グレート・ギャツビー

グレート・ギャツビー (村上春樹翻訳ライブラリー)

グレート・ギャツビー (村上春樹翻訳ライブラリー)

「哀しくも美しい、ひと夏の物語」という帯の文句がそのままあてはまる。主人公たちの持つ喪失感・寂寥感が全体を貫く物語。アメリカ文学における古典を、村上春樹が新訳。

恋愛における誠実さと狂気、田舎と都市、成長の先にある停滞、享楽と苦悩、、、といった物事の二面性を、若干28歳のスコット・フィッツジェラルドが素晴らしい感性で描く。そして、『風の歌を聴け』で文壇デビューした村上春樹も当時の年齢は29歳。

(以下、村上春樹風に)僕も今年29歳になる。これらのものごとは、どこかひとつのところで、結びついている気もするが、残念ながら僕は村上春樹でも、スコット・フィッツジェラルドでもない。それはそれ、これはこれ、なのである。やれやれ、なんてこった。

・・・冗談はさておき、「ノルウェイの森」のワタナベ君は本書をこう語る

僕は気が向くと書棚から『グレート・ギャツビー』をとりだし、出鱈目にページを開き、その部分をひとしきり読むことを習慣にしていたが、ただの一度も失望させられることはなかった。一ページとしてつまらないページはなかった。なんて素晴しいんだろうと僕は思った。

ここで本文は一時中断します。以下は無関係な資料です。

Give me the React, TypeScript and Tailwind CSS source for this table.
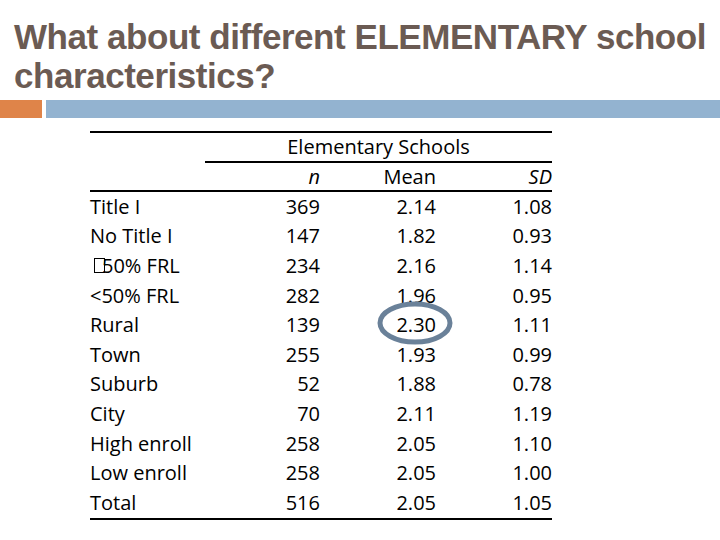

村上春樹自身が、訳者あとがきで、「もし『グレート・ギャツビー』という作品に巡り会わなかったら、僕はたぶん今とは違う小説を書いていたのではあるまいか」と語るとおり、本書の語り部・ニックが語る物語は、まるで村上春樹小説の「ワタナベ君」や、「僕」が語る物語のよう。

僕がまだ年若く、心に傷を負いやすかったころ、父親がひとつ忠告を与えてくれた。その言葉について僕は、ことあるごとに考えをめぐらせてきた。
「誰かのことを批判したくなったときには、こう考えるようにするんだよ」と父は言った。「世間のすべての人が、お前のように恵まれた条件を与えられたわけではないのだと」

人は誰しも自分のことを、何かひとつくらいは美徳を備えた存在であると考えるものだ。そして僕の場合はこうだ---世間には正直な人間はほとんど見当たらないが、僕はその数少ないうちの一人だ。

三十歳---それが約束するのはこれからの孤独な十年間だ。交際する独身の友人のリストは短いものになっていくだろう。熱情を詰めた書類鞄は次第に薄くなり、髪だって乏しくなっていくだろう。

ニックの持つ、"中庸であろうとする美徳"が、ギャツビー、デイジー、トム、ジョーダンといったキャラクターの魅力をいっそう際立たせる。翻訳にあたり、村上春樹が「僕は小説家であるメリットを可能な限り活用してみよう」とした、との言葉にも納得。

100年以上前の夏目漱石が語ることに、未だ心を揺り動かされるように、本書は「普遍性を持った現代の物語」なのだと思う。残念ながら原文を読めないが、その物語の雰囲気を我々に伝えることができる村上春樹の技量に脱帽。